DATA ROWS =
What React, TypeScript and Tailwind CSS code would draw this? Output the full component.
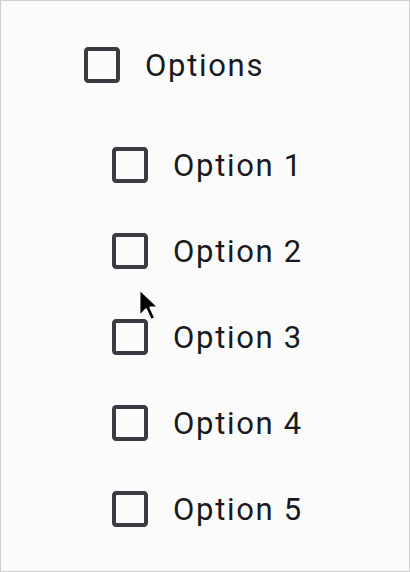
* * *
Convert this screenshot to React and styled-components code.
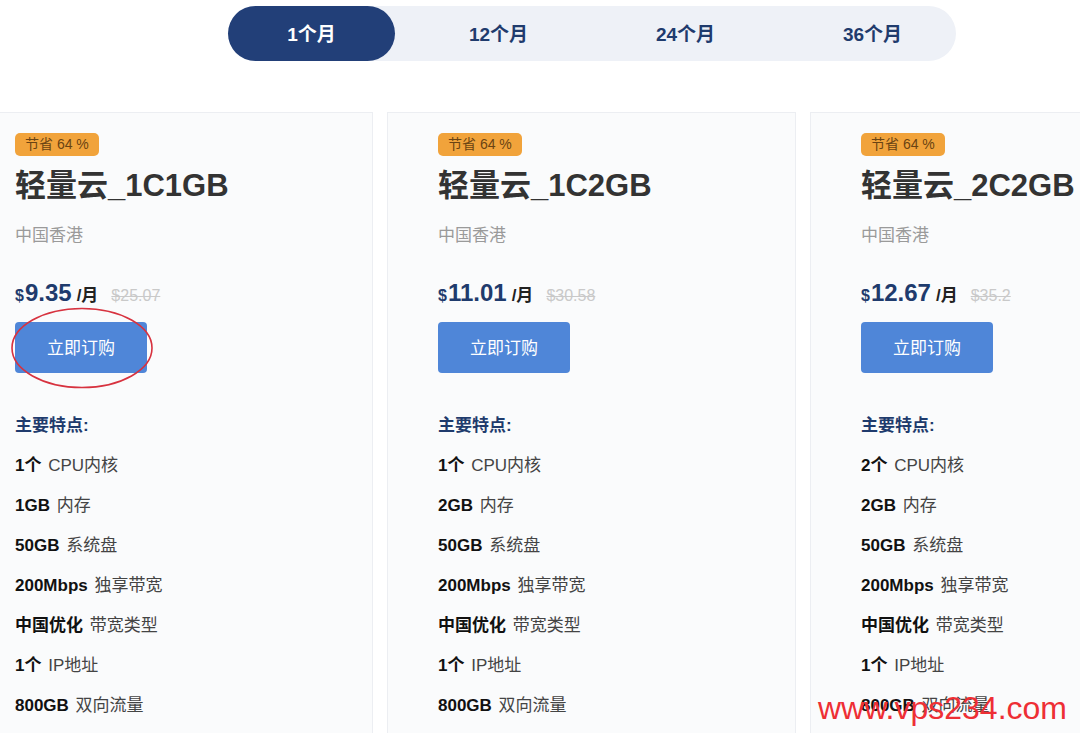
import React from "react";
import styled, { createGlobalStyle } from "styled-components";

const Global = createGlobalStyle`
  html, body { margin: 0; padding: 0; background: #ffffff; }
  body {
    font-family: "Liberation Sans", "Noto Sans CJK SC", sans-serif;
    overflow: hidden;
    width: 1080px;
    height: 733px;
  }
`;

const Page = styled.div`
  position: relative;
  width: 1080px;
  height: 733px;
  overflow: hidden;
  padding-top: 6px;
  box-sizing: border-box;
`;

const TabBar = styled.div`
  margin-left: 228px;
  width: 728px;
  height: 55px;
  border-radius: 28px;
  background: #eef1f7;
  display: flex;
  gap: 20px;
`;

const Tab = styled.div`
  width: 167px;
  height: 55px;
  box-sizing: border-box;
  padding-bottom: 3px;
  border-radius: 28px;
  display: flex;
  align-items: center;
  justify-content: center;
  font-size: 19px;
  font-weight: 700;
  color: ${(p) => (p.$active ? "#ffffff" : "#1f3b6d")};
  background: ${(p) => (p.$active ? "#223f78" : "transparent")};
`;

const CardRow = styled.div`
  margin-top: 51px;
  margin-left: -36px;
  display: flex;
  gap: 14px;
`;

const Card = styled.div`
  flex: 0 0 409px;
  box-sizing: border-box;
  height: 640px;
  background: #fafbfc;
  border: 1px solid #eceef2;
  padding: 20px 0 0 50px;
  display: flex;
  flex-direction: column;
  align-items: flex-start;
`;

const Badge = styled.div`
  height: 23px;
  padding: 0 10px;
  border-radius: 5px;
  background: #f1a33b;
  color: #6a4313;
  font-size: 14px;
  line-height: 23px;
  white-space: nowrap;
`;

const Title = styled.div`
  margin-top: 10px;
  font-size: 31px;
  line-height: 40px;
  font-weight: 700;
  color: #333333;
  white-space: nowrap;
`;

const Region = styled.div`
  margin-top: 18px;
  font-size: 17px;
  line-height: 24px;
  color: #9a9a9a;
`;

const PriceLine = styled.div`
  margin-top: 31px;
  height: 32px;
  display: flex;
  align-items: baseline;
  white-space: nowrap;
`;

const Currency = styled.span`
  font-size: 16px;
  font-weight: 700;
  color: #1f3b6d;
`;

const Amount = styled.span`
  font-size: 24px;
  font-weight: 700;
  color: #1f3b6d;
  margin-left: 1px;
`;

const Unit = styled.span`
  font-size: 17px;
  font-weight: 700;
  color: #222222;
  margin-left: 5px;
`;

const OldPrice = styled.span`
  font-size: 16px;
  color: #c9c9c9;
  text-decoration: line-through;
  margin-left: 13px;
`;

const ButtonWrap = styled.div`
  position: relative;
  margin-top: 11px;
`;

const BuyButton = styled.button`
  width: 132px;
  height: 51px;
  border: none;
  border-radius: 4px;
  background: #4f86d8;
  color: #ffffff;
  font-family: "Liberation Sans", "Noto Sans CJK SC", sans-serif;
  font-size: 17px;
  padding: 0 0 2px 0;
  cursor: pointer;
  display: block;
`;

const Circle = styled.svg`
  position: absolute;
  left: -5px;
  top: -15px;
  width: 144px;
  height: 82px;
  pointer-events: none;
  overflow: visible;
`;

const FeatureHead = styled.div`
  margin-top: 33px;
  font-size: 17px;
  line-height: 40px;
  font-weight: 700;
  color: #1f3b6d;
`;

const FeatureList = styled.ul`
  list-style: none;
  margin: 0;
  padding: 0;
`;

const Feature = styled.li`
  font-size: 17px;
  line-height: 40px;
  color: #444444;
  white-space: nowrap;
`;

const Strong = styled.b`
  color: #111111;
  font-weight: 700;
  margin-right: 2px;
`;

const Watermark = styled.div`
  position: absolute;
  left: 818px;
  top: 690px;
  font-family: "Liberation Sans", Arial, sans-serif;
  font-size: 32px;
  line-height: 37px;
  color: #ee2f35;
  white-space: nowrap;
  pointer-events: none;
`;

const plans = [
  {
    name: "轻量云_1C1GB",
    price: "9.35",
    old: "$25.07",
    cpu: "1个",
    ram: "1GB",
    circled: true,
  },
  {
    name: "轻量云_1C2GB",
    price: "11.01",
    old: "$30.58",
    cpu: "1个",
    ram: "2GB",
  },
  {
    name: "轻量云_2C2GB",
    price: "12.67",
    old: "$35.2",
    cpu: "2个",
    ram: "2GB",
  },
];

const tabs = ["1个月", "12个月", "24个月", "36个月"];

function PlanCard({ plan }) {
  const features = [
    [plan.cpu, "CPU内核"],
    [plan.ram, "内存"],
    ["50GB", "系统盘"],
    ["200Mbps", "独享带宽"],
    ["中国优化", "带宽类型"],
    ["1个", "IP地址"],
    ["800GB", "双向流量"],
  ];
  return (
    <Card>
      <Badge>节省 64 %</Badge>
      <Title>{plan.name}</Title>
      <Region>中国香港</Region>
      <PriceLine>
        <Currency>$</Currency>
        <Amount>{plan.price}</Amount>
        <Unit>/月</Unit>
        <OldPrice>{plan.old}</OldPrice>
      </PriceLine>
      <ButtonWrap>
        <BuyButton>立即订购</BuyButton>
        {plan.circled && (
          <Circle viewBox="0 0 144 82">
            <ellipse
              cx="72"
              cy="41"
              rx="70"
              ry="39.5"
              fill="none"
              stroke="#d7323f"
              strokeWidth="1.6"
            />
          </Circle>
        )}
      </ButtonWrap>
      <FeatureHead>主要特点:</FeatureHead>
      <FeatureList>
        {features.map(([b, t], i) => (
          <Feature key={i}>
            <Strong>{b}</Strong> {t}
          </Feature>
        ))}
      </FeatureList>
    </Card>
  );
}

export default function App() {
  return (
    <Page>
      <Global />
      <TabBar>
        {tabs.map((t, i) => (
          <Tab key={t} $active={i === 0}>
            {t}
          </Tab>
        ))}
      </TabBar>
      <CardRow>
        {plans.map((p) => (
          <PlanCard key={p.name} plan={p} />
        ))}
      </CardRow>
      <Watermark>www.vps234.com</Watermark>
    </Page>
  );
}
--
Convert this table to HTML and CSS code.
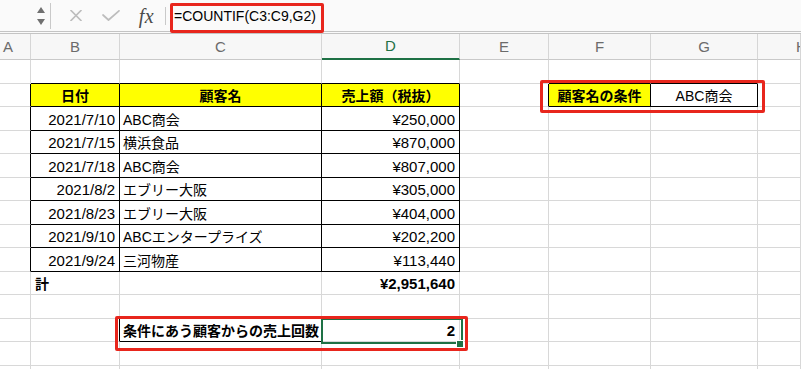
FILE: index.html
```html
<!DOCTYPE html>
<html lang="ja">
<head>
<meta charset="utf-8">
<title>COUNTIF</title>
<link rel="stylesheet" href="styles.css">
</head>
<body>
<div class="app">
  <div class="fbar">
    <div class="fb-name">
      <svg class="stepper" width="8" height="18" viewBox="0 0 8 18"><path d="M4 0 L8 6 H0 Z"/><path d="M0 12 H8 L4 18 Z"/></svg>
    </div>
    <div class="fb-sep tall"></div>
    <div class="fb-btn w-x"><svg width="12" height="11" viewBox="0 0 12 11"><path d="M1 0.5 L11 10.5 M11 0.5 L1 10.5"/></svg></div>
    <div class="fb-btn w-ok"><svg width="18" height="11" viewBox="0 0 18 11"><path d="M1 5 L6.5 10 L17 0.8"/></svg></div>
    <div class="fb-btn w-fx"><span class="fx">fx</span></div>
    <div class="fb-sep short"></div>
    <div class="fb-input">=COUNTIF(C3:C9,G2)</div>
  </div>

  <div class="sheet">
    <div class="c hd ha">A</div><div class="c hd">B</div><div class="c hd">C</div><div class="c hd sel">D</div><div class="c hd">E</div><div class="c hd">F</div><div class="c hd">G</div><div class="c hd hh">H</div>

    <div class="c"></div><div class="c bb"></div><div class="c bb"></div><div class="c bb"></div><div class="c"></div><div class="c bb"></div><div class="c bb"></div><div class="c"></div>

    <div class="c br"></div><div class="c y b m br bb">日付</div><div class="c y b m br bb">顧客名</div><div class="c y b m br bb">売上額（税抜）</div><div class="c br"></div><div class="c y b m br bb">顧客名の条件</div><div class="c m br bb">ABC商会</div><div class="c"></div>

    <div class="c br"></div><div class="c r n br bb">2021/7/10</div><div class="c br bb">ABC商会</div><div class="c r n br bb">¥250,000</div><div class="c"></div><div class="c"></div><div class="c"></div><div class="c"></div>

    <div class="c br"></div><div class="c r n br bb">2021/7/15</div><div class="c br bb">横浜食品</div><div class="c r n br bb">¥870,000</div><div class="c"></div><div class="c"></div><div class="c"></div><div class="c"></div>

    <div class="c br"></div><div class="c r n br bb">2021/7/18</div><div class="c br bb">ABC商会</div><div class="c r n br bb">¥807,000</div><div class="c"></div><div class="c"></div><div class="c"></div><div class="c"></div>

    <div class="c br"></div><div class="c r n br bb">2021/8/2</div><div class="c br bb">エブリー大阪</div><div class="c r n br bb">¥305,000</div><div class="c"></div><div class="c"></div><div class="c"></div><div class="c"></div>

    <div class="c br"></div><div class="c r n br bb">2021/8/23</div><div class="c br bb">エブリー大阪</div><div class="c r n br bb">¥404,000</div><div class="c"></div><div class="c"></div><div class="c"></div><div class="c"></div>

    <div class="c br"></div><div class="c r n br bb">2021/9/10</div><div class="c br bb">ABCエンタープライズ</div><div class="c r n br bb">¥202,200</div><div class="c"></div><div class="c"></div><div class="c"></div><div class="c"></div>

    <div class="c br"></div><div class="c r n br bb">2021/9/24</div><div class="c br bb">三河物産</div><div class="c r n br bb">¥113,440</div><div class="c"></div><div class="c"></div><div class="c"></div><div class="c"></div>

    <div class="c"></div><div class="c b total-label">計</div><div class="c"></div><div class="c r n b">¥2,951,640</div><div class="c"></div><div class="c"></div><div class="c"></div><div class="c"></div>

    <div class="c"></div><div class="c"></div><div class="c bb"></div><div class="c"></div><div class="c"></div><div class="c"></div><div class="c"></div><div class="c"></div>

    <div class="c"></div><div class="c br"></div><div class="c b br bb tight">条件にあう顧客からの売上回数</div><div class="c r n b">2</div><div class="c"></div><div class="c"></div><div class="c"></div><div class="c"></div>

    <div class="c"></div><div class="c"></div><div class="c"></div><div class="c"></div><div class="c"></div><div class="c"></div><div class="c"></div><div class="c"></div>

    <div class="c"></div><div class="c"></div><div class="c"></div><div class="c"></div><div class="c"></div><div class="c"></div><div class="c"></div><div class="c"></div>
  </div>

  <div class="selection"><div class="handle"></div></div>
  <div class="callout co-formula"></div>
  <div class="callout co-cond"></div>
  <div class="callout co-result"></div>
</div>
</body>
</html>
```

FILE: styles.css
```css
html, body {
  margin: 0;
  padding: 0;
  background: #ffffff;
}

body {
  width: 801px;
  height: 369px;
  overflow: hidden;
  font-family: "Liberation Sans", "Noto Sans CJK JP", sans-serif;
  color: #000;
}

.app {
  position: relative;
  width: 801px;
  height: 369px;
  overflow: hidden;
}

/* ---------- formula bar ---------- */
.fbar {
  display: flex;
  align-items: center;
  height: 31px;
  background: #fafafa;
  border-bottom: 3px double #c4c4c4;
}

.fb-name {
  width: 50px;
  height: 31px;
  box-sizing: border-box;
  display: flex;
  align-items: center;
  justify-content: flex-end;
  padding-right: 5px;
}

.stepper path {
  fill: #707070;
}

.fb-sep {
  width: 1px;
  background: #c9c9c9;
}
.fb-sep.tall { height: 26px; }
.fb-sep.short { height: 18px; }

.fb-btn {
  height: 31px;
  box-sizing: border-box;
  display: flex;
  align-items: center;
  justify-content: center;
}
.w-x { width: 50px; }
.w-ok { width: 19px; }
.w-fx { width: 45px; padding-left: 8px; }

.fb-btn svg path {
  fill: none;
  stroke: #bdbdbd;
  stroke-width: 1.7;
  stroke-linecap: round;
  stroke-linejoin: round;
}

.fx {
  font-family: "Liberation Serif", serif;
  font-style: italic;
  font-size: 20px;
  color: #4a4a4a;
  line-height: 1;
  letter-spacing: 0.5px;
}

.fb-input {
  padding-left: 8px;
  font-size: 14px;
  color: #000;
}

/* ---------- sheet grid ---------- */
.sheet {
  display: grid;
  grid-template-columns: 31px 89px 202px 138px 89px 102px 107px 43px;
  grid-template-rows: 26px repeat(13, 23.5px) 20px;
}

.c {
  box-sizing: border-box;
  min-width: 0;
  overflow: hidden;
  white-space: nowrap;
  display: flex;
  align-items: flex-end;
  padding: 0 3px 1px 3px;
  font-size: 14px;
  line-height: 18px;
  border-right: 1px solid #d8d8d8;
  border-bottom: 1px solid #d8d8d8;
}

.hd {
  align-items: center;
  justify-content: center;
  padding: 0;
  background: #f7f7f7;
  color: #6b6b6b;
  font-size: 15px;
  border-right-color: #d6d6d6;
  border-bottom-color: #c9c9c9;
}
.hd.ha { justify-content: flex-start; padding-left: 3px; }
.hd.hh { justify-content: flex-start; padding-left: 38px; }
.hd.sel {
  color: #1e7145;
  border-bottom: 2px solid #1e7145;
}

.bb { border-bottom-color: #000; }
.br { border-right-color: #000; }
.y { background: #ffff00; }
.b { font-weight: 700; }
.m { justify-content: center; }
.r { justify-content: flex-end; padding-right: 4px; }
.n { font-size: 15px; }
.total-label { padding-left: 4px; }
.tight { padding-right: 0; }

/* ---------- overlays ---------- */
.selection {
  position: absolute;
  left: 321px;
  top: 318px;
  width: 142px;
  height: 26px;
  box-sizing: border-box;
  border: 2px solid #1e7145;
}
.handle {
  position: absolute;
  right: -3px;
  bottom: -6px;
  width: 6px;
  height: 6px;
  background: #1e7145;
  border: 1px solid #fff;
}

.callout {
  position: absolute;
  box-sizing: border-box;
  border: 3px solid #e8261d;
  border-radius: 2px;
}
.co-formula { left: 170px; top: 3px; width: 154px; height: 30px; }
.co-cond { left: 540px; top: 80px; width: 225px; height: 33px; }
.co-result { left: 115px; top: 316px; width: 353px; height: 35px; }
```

YOUR OBJECTIVE =
Copy and report every line where the word "Convert" is present.

FINAL ANSWER =
Convert this screenshot to React and styled-components code.
Convert this table to HTML and CSS code.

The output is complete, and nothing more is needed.